[Start of RECORDS PROVIDED]

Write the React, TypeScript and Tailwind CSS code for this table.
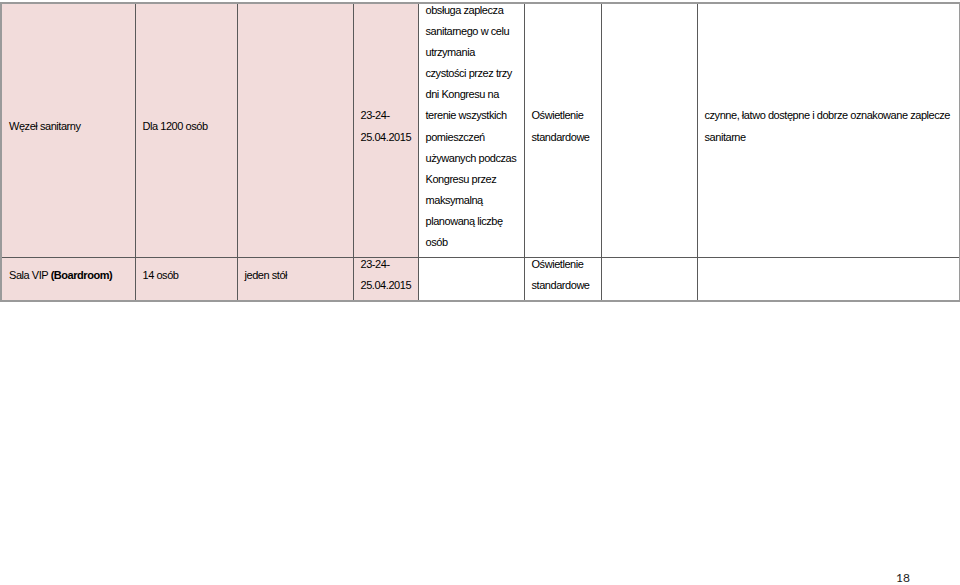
const cell =
  "align-middle px-[7px] py-0 text-left text-[11px] tracking-[-0.45px] leading-[21.1px] whitespace-nowrap text-black border border-[#5a5a5a]";
const pink = "bg-[#f2dcdb]";

const mainNotes = [
  "obsługa zaplecza",
  "sanitarnego w celu",
  "utrzymania",
  "czystości przez trzy",
  "dni Kongresu na",
  "terenie wszystkich",
  "pomieszczeń",
  "używanych podczas",
  "Kongresu przez",
  "maksymalną",
  "planowaną liczbę",
  "osób",
];

// text in the source sits a few px above the line box centre
function Txt({ children }: { children: React.ReactNode }) {
  return <div className="-mt-[4px] mb-[4px]">{children}</div>;
}

function Lines({ lines }: { lines: string[] }) {
  return (
    <Txt>
      {lines.map((l) => (
        <div key={l}>{l}</div>
      ))}
    </Txt>
  );
}

export default function App() {
  return (
    <div
      className="flex h-[585px] w-[960px] flex-col overflow-hidden bg-white"
      style={{ fontFamily: '"Liberation Sans Narrow", "Liberation Sans", Arial, sans-serif' }}
    >
      <div className="pt-[2px]">
        <table className="w-[959px] table-fixed border-collapse border-2 border-[#9a9a9a]">
          <colgroup>
            <col className="w-[134px]" />
            <col className="w-[102px]" />
            <col className="w-[116px]" />
            <col className="w-[65px]" />
            <col className="w-[106px]" />
            <col className="w-[77px]" />
            <col className="w-[96px]" />
            <col className="w-[263px]" />
          </colgroup>
          <tbody>
            <tr>
              <td className={`${cell} ${pink}`}>
                <Txt>Węzeł sanitarny</Txt>
              </td>
              <td className={`${cell} ${pink}`}>
                <Txt>Dla 1200 osób</Txt>
              </td>
              <td className={`${cell} ${pink}`}></td>
              <td className={`${cell} ${pink} px-[6px]`}>
                <Lines lines={["23-24-", "25.04.2015"]} />
              </td>
              <td className={cell}>
                <Lines lines={mainNotes} />
              </td>
              <td className={`${cell} px-[5px]`}>
                <Lines lines={["Oświetlenie", "standardowe"]} />
              </td>
              <td className={cell}></td>
              <td className={cell}>
                <Lines lines={["czynne, łatwo dostępne i dobrze oznakowane zaplecze", "sanitarne"]} />
              </td>
            </tr>
            <tr>
              <td className={`${cell} ${pink}`}>
                <Txt>
                  Sala VIP <b className="font-bold">(Boardroom)</b>
                </Txt>
              </td>
              <td className={`${cell} ${pink}`}>
                <Txt>14 osób</Txt>
              </td>
              <td className={`${cell} ${pink}`}>
                <Txt>jeden stół</Txt>
              </td>
              <td className={`${cell} ${pink} px-[6px]`}>
                <Lines lines={["23-24-", "25.04.2015"]} />
              </td>
              <td className={cell}></td>
              <td className={`${cell} px-[5px]`}>
                <Lines lines={["Oświetlenie", "standardowe"]} />
              </td>
              <td className={cell}></td>
              <td className={cell}></td>
            </tr>
          </tbody>
        </table>
      </div>
      <div className="flex-1" />
      <div
        className="flex justify-end pr-[50px] text-[12px] leading-[14px] text-[#222]"
        style={{ fontFamily: "Lato, sans-serif" }}
      >
        18
      </div>
    </div>
  );
}
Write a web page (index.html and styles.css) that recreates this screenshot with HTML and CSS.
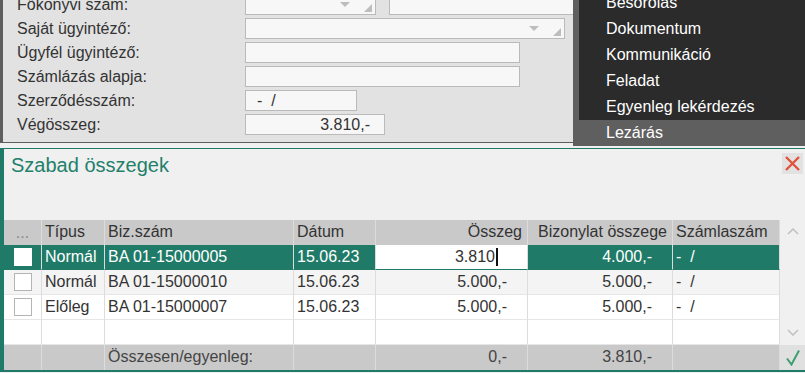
FILE: index.html
```html
<!DOCTYPE html>
<html lang="hu">
<head>
    <meta charset="UTF-8">
    <meta name="viewport" content="width=device-width, initial-scale=1.0">
    <title>Szabad összegek</title>
    <link rel="stylesheet" href="styles.css">
</head>
<body>
    <div class="form-panel">
        <div class="form">
            <div class="form-row">
                <span class="label">Főkönyvi szám:</span>
                <div class="field combo field-account"><span class="arrow"></span><span class="grip"></span></div>
                <div class="field field-account-name"></div>
            </div>
            <div class="form-row">
                <span class="label">Saját ügyintéző:</span>
                <div class="field combo field-wide"><span class="arrow"></span><span class="grip"></span></div>
            </div>
            <div class="form-row">
                <span class="label">Ügyfél ügyintéző:</span>
                <div class="field field-text"></div>
            </div>
            <div class="form-row">
                <span class="label">Számlázás alapja:</span>
                <div class="field field-text"></div>
            </div>
            <div class="form-row">
                <span class="label">Szerződésszám:</span>
                <div class="field field-contract">-&nbsp;&nbsp;/</div>
            </div>
            <div class="form-row">
                <span class="label">Végösszeg:</span>
                <div class="field field-amount">3.810,-</div>
            </div>
        </div>
    </div>

    <ul class="menu">
        <li>Besorolás</li>
        <li>Dokumentum</li>
        <li>Kommunikáció</li>
        <li>Feladat</li>
        <li>Egyenleg lekérdezés</li>
        <li class="active">Lezárás</li>
    </ul>

    <div class="panel">
        <div class="panel-head">
            <h2 class="panel-title">Szabad összegek</h2>
            <button class="close-btn" type="button">
                <svg width="15" height="15" viewBox="0 0 15 15">
                    <path d="M1 1 L14 14 M14 1 L1 14" stroke="#e0533d" stroke-width="2.4" fill="none"/>
                </svg>
            </button>
        </div>

        <div class="grid-wrap">
            <div class="grid">
                <div class="grid-row head">
                    <div class="cell center dots">...</div>
                    <div class="cell">Típus</div>
                    <div class="cell">Biz.szám</div>
                    <div class="cell">Dátum</div>
                    <div class="cell right">Összeg</div>
                    <div class="cell right">Bizonylat összege</div>
                    <div class="cell">Számlaszám</div>
                </div>

                <div class="grid-row selected">
                    <div class="cell center"><span class="check"></span></div>
                    <div class="cell">Normál</div>
                    <div class="cell">BA 01-15000005</div>
                    <div class="cell">15.06.23</div>
                    <div class="cell right editing">3.810<span class="caret"></span></div>
                    <div class="cell right num">4.000,-</div>
                    <div class="cell">-&nbsp;&nbsp;/</div>
                </div>

                <div class="grid-row alt">
                    <div class="cell center"><span class="check"></span></div>
                    <div class="cell">Normál</div>
                    <div class="cell">BA 01-15000010</div>
                    <div class="cell">15.06.23</div>
                    <div class="cell right num">5.000,-</div>
                    <div class="cell right num">5.000,-</div>
                    <div class="cell">-&nbsp;&nbsp;/</div>
                </div>

                <div class="grid-row">
                    <div class="cell center"><span class="check"></span></div>
                    <div class="cell">Előleg</div>
                    <div class="cell">BA 01-15000007</div>
                    <div class="cell">15.06.23</div>
                    <div class="cell right num">5.000,-</div>
                    <div class="cell right num">5.000,-</div>
                    <div class="cell">-&nbsp;&nbsp;/</div>
                </div>

                <div class="grid-row">
                    <div class="cell"></div>
                    <div class="cell"></div>
                    <div class="cell"></div>
                    <div class="cell"></div>
                    <div class="cell"></div>
                    <div class="cell"></div>
                    <div class="cell"></div>
                </div>

                <div class="grid-row foot">
                    <div class="cell"></div>
                    <div class="cell"></div>
                    <div class="cell">Összesen/egyenleg:</div>
                    <div class="cell"></div>
                    <div class="cell right num">0,-</div>
                    <div class="cell right num">3.810,-</div>
                    <div class="cell"></div>
                </div>
            </div>

            <div class="scroll">
                <div class="scroll-up">
                    <svg width="12" height="7" viewBox="0 0 12 7">
                        <polyline points="1,6 6,1 11,6" stroke="#c2c2c2" stroke-width="1.6" fill="none"/>
                    </svg>
                </div>
                <div class="scroll-track">
                    <svg width="12" height="7" viewBox="0 0 12 7">
                        <polyline points="1,1 6,6 11,1" stroke="#c2c2c2" stroke-width="1.6" fill="none"/>
                    </svg>
                </div>
                <div class="confirm">
                    <svg width="14" height="17" viewBox="0 0 14 17">
                        <polyline points="1,9.5 5.5,15.5 13,1.5" stroke="#3d9f6d" stroke-width="2" fill="none"/>
                    </svg>
                </div>
            </div>
        </div>
    </div>
</body>
</html>
```

FILE: styles.css
```css
:root {
    --teal: #1f7b68;
    --title-color: #23806b;
    --panel-bg: #f0f0f0;
    --form-bg: #e2e2e2;
    --field-bg: #f7f7f7;
    --field-border: #bababa;
    --head-bg: #c9c9c9;
    --line: #dcdcdc;
    --text: #333;
    --menu-bg: #2b2b2b;
    --menu-active: #5f5f5f;
}

* {
    box-sizing: border-box;
}

body {
    margin: 0;
    width: 805px;
    height: 373px;
    overflow: hidden;
    position: relative;
    background: var(--panel-bg);
    font-family: "Liberation Sans", Arial, sans-serif;
    font-size: 16px;
    color: var(--text);
}

/* upper form */

.form-panel {
    height: 143px;
    background: var(--form-bg);
    border-left: 3px solid #5e5e5e;
    border-bottom: 1px solid #5e5e5e;
    padding-left: 14px;
    overflow: hidden;
}

.form {
    display: flex;
    flex-direction: column;
    gap: 3px;
    margin-top: -6px;
}

.form-row {
    display: flex;
    align-items: center;
    height: 21px;
}

.label {
    width: 228px;
    flex-shrink: 0;
    line-height: 21px;
}

.field {
    position: relative;
    flex-shrink: 0;
    height: 21px;
    line-height: 19px;
    padding: 0 11px;
    background: var(--field-bg);
    border: 1px solid var(--field-border);
    white-space: nowrap;
}

.field-account { width: 131px; }
.field-account-name { width: 250px; margin-left: 13px; }
.field-wide { width: 320px; }
.field-text { width: 275px; }
.field-contract { width: 112px; }

.field-amount {
    width: 140px;
    text-align: right;
    padding-right: 14px;
}

.combo .arrow {
    position: absolute;
    right: 25px;
    top: 7px;
    border-left: 5px solid transparent;
    border-right: 5px solid transparent;
    border-top: 5px solid #bdbdbd;
}

.combo .grip {
    position: absolute;
    right: 3px;
    bottom: 2px;
    border-left: 8px solid transparent;
    border-bottom: 8px solid #bdbdbd;
}

/* context menu */

.menu {
    position: absolute;
    top: 0;
    left: 573px;
    width: 232px;
    height: 146px;
    margin: 0;
    padding: 0;
    list-style: none;
    overflow: hidden;
    background: var(--menu-active);
    color: #fff;
}

.menu li {
    height: 26px;
    line-height: 26px;
    margin-left: 6px;
    padding-left: 27px;
    background: var(--menu-bg);
}

.menu li:first-child {
    margin-top: -10px;
}

.menu li.active {
    margin-left: 0;
    padding-left: 33px;
    background: transparent;
}

/* lower panel */

.panel {
    margin-top: 5px;
    border-top: 1px solid var(--teal);
    border-left: 4px solid var(--teal);
    border-bottom: 2px solid var(--teal);
}

.panel-head {
    height: 71px;
    display: flex;
    justify-content: space-between;
    align-items: flex-start;
}

.panel-title {
    margin: 0;
    padding: 4px 0 0 7px;
    font-size: 20px;
    font-weight: normal;
    line-height: 24px;
    color: var(--title-color);
}

.close-btn {
    width: 21px;
    height: 21px;
    margin: 4px 2px 0 0;
    padding: 0;
    border: 0;
    background: #e2e2e2;
    display: flex;
    align-items: center;
    justify-content: center;
}

.grid-wrap {
    display: flex;
}

.grid {
    width: 776px;
}

.grid-row {
    display: grid;
    grid-template-columns: 38px 63px 189px 82px 152px 145px 107px;
    height: 25px;
    background: #fff;
}

.cell {
    height: 25px;
    line-height: 24px;
    padding: 0 3px;
    border-right: 1px solid var(--line);
    border-bottom: 1px solid #e6e6e6;
    white-space: nowrap;
    overflow: hidden;
}

.cell.right { text-align: right; padding-right: 5px; }
.cell.num { padding-right: 20px; }
.cell.center { display: flex; align-items: center; justify-content: center; }

.head,
.foot {
    background: var(--head-bg);
}

.head .cell,
.foot .cell {
    border-bottom: 0;
}

.dots {
    color: #8a8a8a;
}

.alt {
    background: #f4f4f4;
}

.selected {
    background: var(--teal);
    color: #fff;
}

.selected .cell {
    border-bottom-color: var(--teal);
}

.selected .editing {
    background: #fff;
    color: var(--text);
    padding-right: 29px;
}

.caret {
    display: inline-block;
    width: 2px;
    height: 18px;
    margin-left: 1px;
    background: #111;
    vertical-align: -4px;
}

.check {
    width: 18px;
    height: 18px;
    background: #fff;
    border: 1px solid #b4b4b4;
}

.selected .check {
    border-color: #fff;
}

.foot {
    color: #444;
}

/* right scroll column */

.scroll {
    width: 25px;
    display: flex;
    flex-direction: column;
}

.scroll-up {
    height: 25px;
    display: flex;
    align-items: center;
    justify-content: center;
    padding-bottom: 2px;
}

.scroll-track {
    flex: 1;
    display: flex;
    align-items: flex-end;
    justify-content: center;
    padding-bottom: 9px;
}

.confirm {
    height: 25px;
    background: #e0e0e0;
    display: flex;
    align-items: center;
    justify-content: center;
}
```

[End of RECORDS PROVIDED]

# [EXERCISE DESCRIPTION]
Look through the data and show every line containing "React".

# [REPLY TO THE EXERCISE]
Write the React, TypeScript and Tailwind CSS code for this table.
function Txt({ children }: { children: React.ReactNode }) {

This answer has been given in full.